# Anyone try this moss?



## alex111683 (Sep 11, 2010)

Has anyone tried this moss (Exo-Terra Forest Moss)? Looks like it might be a good substrate for growout tanks or even for vivs if it regrows any. It was only $7 which is cheap seeing as that you get 14 quarts when its rehydrated!

Any experience/input would be great.


----------



## GRIMM (Jan 18, 2010)

Very rare that it comes back to life....I think Ive tried 5-6 different kinds of dried moss, and only once have I gotten any new growth.


----------



## alex111683 (Sep 11, 2010)

GRIMM said:


> Very rare that it comes back to life....I think Ive tried 5-6 different kinds of dried moss, and only once have I gotten any new growth.


How about for a temporary tank substrate?


----------



## Mitch (Jun 18, 2010)

I've found that the quality isn't very high and it looks like it was dyed rather then natural.
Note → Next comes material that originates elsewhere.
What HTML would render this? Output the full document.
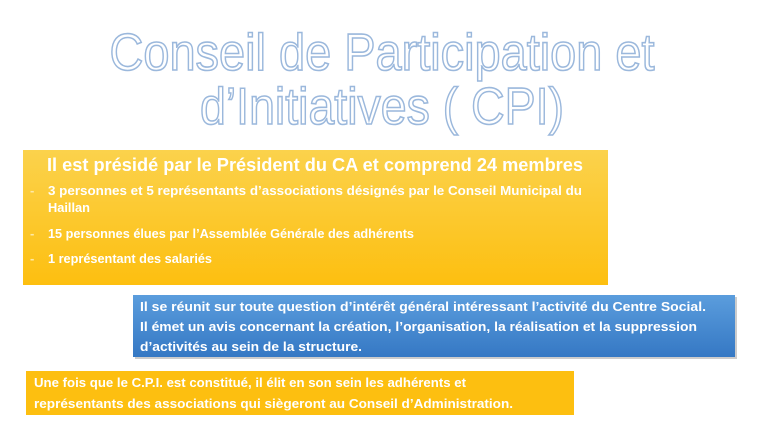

Normal long fiber sphagnum moss is higher quality and is cheaper too.


----------



## alex111683 (Sep 11, 2010)

Mitch said:


> I've found that the quality isn't very high and it looks like it was dyed rather then natural. Normal long fiber sphagnum moss is higher quality and is cheaper too.


What yousee is not the actual stuff, that's just a packaging picture. In that pic it looks like it is the brick though. I bought it a while back and I hate to just throw it out.


----------



## blacksmith (Feb 24, 2009)

I tried it and decided against it for two reasons, 1) the water that I used to hydrate it, when drained off was very muddy. 2) the tank I put it in had white worms/proboscis worms within a couple weeks.


----------



## Dendro Dave (Aug 2, 2005)

I don't think its dyed. I've seen dyed mosses and this didn't strike me as that. Some dried mosses will hold the green color or a long time so I think thats where the bits of green come in, but if they were trying to dye it then they suck, because it really isn't all that green in my experience. 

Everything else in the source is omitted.